▶ [COLLECTED MATERIAL]
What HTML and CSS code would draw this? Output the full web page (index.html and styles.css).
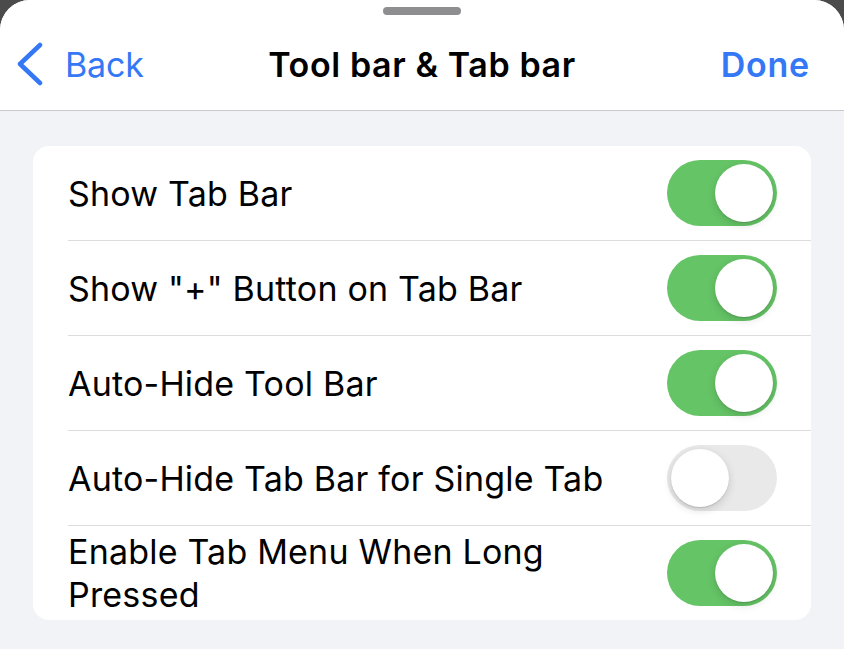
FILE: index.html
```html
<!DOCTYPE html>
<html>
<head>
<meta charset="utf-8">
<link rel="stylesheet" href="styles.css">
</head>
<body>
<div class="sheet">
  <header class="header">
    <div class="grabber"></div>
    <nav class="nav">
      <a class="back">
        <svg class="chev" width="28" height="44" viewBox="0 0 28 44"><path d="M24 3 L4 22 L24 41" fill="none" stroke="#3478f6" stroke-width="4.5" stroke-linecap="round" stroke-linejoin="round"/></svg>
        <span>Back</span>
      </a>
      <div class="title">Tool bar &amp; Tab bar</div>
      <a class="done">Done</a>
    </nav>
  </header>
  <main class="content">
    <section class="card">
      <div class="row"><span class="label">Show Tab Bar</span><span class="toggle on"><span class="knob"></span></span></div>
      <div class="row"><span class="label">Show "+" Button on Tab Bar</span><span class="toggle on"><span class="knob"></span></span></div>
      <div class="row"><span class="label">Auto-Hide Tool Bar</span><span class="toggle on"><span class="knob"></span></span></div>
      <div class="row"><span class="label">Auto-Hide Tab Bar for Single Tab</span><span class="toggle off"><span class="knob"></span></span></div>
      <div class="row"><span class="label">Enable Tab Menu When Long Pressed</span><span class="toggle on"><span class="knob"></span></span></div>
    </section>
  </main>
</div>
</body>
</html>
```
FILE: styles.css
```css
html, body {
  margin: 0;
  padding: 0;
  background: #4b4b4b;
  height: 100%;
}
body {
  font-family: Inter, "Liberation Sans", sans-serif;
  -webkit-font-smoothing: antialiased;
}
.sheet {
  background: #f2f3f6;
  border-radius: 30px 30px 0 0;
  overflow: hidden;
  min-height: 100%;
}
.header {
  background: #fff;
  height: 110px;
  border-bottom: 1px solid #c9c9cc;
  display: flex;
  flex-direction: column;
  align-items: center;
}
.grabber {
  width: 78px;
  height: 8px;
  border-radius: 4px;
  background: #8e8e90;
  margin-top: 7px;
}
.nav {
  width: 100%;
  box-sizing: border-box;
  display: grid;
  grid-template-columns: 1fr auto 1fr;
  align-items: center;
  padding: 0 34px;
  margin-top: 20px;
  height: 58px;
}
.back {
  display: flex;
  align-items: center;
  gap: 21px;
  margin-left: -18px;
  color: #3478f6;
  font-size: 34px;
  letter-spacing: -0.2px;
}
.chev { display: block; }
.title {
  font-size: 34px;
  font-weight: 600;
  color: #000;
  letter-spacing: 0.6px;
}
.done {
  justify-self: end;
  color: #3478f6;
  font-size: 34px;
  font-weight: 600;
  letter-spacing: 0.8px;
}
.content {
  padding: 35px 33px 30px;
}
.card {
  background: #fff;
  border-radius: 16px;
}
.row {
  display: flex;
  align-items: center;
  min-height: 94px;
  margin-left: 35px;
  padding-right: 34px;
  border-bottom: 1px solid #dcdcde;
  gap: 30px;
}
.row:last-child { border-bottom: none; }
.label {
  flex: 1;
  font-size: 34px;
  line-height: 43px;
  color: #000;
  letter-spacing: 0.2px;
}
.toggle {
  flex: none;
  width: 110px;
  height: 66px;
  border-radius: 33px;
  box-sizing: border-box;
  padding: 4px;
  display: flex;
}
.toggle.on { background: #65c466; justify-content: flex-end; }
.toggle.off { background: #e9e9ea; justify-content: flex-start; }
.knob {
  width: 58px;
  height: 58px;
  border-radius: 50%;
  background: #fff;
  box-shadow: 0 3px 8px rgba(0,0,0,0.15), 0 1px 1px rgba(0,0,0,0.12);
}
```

▶ [REQUIREMENTS]
Reproduce the listing word for word and omit its pictures.

▶ [SOLUTION TO THIS EXERCISE]
What HTML and CSS code would draw this? Output the full web page (index.html and styles.css).
FILE: index.html
```html
<!DOCTYPE html>
<html>
<head>
<meta charset="utf-8">
<link rel="stylesheet" href="styles.css">
</head>
<body>
<div class="sheet">
  <header class="header">
    <div class="grabber"></div>
    <nav class="nav">
      <a class="back">
        <svg class="chev" width="28" height="44" viewBox="0 0 28 44"><path d="M24 3 L4 22 L24 41" fill="none" stroke="#3478f6" stroke-width="4.5" stroke-linecap="round" stroke-linejoin="round"/></svg>
        <span>Back</span>
      </a>
      <div class="title">Tool bar &amp; Tab bar</div>
      <a class="done">Done</a>
    </nav>
  </header>
  <main class="content">
    <section class="card">
      <div class="row"><span class="label">Show Tab Bar</span><span class="toggle on"><span class="knob"></span></span></div>
      <div class="row"><span class="label">Show "+" Button on Tab Bar</span><span class="toggle on"><span class="knob"></span></span></div>
      <div class="row"><span class="label">Auto-Hide Tool Bar</span><span class="toggle on"><span class="knob"></span></span></div>
      <div class="row"><span class="label">Auto-Hide Tab Bar for Single Tab</span><span class="toggle off"><span class="knob"></span></span></div>
      <div class="row"><span class="label">Enable Tab Menu When Long Pressed</span><span class="toggle on"><span class="knob"></span></span></div>
    </section>
  </main>
</div>
</body>
</html>
```
FILE: styles.css
```css
html, body {
  margin: 0;
  padding: 0;
  background: #4b4b4b;
  height: 100%;
}
body {
  font-family: Inter, "Liberation Sans", sans-serif;
  -webkit-font-smoothing: antialiased;
}
.sheet {
  background: #f2f3f6;
  border-radius: 30px 30px 0 0;
  overflow: hidden;
  min-height: 100%;
}
.header {
  background: #fff;
  height: 110px;
  border-bottom: 1px solid #c9c9cc;
  display: flex;
  flex-direction: column;
  align-items: center;
}
.grabber {
  width: 78px;
  height: 8px;
  border-radius: 4px;
  background: #8e8e90;
  margin-top: 7px;
}
.nav {
  width: 100%;
  box-sizing: border-box;
  display: grid;
  grid-template-columns: 1fr auto 1fr;
  align-items: center;
  padding: 0 34px;
  margin-top: 20px;
  height: 58px;
}
.back {
  display: flex;
  align-items: center;
  gap: 21px;
  margin-left: -18px;
  color: #3478f6;
  font-size: 34px;
  letter-spacing: -0.2px;
}
.chev { display: block; }
.title {
  font-size: 34px;
  font-weight: 600;
  color: #000;
  letter-spacing: 0.6px;
}
.done {
  justify-self: end;
  color: #3478f6;
  font-size: 34px;
  font-weight: 600;
  letter-spacing: 0.8px;
}
.content {
  padding: 35px 33px 30px;
}
.card {
  background: #fff;
  border-radius: 16px;
}
.row {
  display: flex;
  align-items: center;
  min-height: 94px;
  margin-left: 35px;
  padding-right: 34px;
  border-bottom: 1px solid #dcdcde;
  gap: 30px;
}
.row:last-child { border-bottom: none; }
.label {
  flex: 1;
  font-size: 34px;
  line-height: 43px;
  color: #000;
  letter-spacing: 0.2px;
}
.toggle {
  flex: none;
  width: 110px;
  height: 66px;
  border-radius: 33px;
  box-sizing: border-box;
  padding: 4px;
  display: flex;
}
.toggle.on { background: #65c466; justify-content: flex-end; }
.toggle.off { background: #e9e9ea; justify-content: flex-start; }
.knob {
  width: 58px;
  height: 58px;
  border-radius: 50%;
  background: #fff;
  box-shadow: 0 3px 8px rgba(0,0,0,0.15), 0 1px 1px rgba(0,0,0,0.12);
}
```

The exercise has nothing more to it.